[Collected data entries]
============

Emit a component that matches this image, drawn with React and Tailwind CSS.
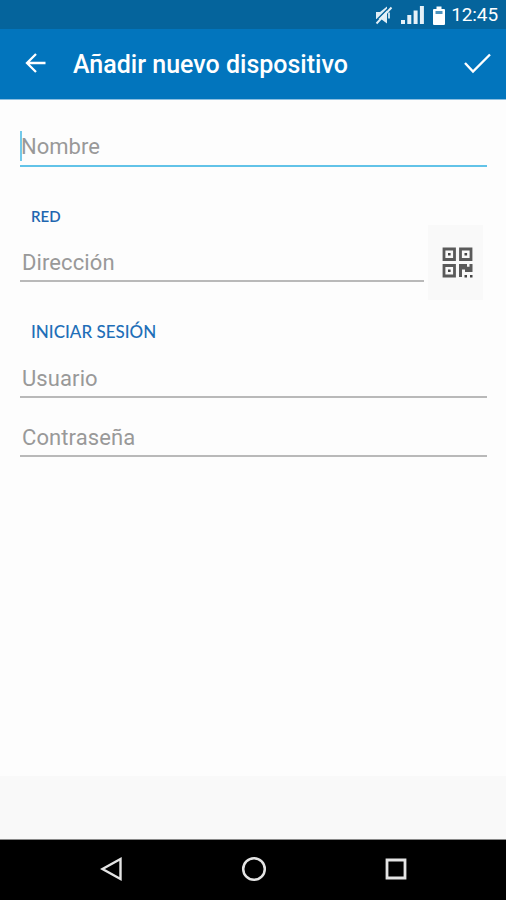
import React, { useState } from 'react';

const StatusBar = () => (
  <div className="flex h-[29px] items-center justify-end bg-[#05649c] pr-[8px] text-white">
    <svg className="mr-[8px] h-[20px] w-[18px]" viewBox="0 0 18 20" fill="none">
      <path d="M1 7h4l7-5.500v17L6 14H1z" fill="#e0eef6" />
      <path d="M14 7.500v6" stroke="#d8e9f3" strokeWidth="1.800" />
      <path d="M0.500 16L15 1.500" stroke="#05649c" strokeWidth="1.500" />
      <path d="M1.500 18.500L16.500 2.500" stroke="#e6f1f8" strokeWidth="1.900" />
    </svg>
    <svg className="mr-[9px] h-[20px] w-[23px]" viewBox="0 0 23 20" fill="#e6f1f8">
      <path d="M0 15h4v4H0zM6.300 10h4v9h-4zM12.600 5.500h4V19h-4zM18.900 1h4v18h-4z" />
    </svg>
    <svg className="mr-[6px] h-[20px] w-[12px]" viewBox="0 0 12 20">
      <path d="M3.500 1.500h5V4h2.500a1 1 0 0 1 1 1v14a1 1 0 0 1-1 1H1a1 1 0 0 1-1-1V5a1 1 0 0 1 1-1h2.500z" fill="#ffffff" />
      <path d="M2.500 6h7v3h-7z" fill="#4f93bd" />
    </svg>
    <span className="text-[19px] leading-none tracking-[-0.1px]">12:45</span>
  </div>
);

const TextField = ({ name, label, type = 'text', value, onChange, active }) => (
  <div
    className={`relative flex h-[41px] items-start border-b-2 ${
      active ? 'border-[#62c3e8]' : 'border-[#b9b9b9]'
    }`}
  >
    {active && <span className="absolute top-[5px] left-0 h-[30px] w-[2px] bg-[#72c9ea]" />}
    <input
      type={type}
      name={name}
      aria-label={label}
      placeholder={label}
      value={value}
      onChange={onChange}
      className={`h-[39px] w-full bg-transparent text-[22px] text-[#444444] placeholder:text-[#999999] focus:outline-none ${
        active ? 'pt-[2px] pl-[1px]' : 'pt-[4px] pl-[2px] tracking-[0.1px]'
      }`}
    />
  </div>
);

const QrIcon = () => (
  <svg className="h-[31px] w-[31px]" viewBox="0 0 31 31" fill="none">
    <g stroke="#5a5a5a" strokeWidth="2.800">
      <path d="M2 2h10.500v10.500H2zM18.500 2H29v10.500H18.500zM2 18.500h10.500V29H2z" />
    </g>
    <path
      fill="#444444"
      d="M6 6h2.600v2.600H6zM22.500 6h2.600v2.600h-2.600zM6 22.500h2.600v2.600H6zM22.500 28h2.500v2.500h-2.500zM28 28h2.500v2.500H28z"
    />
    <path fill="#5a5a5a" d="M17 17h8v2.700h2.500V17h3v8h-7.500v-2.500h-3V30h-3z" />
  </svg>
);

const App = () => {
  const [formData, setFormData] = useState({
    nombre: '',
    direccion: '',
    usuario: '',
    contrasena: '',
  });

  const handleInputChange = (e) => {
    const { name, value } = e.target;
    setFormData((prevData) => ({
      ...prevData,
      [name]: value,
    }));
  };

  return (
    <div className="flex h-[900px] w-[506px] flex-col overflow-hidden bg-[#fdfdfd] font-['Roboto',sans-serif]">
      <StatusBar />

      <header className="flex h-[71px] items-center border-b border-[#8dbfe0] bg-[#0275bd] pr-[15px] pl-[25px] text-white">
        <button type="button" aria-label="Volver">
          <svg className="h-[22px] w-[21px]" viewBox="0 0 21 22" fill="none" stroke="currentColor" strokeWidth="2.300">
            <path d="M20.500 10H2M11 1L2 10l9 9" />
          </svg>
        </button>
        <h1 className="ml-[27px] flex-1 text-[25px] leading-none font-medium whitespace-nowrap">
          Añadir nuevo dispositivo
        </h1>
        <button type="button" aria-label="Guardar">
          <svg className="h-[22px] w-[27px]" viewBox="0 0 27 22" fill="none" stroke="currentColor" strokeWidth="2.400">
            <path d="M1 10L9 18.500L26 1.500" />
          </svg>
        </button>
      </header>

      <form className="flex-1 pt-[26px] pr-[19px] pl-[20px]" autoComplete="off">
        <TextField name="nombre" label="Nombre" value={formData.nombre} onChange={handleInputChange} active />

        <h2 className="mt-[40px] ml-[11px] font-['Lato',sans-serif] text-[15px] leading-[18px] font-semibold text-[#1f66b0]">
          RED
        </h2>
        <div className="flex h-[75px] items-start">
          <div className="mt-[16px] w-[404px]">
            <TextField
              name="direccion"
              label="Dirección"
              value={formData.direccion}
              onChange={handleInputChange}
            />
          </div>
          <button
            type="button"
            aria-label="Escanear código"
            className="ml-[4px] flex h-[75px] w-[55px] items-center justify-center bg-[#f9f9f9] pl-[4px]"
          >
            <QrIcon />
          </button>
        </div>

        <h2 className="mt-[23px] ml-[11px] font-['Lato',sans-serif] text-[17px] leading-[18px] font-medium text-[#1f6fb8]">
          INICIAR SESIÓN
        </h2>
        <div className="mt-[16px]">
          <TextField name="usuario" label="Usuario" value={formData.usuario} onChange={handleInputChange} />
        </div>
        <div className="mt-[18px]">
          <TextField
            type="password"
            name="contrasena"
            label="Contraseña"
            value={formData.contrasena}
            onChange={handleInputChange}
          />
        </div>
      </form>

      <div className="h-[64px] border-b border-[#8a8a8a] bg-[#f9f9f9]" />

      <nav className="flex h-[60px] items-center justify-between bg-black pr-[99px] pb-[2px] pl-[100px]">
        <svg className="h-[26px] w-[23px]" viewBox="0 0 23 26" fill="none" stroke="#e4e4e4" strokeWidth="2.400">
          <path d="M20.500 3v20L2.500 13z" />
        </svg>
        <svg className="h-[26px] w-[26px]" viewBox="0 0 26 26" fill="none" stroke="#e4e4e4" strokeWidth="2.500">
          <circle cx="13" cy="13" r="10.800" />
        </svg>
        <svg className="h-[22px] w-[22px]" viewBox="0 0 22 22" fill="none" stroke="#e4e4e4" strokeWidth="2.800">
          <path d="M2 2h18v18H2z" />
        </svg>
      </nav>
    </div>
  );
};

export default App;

============

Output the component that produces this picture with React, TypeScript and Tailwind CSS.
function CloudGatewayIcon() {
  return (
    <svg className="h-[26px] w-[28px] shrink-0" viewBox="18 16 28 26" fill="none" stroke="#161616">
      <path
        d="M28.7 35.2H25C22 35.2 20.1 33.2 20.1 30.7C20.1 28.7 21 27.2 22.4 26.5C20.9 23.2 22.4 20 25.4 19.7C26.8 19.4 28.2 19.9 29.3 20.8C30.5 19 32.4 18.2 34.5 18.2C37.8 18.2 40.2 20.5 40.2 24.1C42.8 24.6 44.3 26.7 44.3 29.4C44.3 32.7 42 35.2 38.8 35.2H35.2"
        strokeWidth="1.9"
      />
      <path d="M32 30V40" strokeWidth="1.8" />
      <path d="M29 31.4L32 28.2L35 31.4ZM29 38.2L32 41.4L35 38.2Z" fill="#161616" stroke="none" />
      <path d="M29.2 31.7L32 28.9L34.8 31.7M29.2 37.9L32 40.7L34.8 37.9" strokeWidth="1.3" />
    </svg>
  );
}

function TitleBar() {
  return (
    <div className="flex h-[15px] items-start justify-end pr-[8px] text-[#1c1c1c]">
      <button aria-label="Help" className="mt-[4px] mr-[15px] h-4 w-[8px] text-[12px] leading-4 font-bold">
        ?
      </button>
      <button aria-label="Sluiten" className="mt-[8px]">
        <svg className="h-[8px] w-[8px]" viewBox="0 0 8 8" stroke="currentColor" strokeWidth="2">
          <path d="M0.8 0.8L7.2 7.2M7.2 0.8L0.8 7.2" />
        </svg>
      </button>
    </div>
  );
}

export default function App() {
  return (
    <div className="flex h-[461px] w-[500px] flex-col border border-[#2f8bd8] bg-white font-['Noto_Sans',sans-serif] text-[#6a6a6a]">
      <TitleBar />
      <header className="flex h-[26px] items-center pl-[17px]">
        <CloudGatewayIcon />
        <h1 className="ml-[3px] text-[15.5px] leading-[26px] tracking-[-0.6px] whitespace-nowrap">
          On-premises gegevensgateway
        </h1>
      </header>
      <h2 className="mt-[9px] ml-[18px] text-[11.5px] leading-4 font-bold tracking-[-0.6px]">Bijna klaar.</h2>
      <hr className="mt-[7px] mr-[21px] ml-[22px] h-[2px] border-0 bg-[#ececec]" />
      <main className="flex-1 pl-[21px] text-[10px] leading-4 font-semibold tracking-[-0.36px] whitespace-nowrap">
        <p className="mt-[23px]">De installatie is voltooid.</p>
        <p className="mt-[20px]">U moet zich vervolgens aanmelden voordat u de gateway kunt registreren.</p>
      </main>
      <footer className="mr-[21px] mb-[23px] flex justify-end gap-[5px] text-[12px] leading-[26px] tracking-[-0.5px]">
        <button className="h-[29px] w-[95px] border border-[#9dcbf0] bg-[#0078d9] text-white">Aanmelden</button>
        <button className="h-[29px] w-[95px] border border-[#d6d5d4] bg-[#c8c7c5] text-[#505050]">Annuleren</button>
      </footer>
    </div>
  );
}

============

### Goal
Gather each line in the entries above where the string "Tailwind" is found.

### Task answer
Emit a component that matches this image, drawn with React and Tailwind CSS.
Output the component that produces this picture with React, TypeScript and Tailwind CSS.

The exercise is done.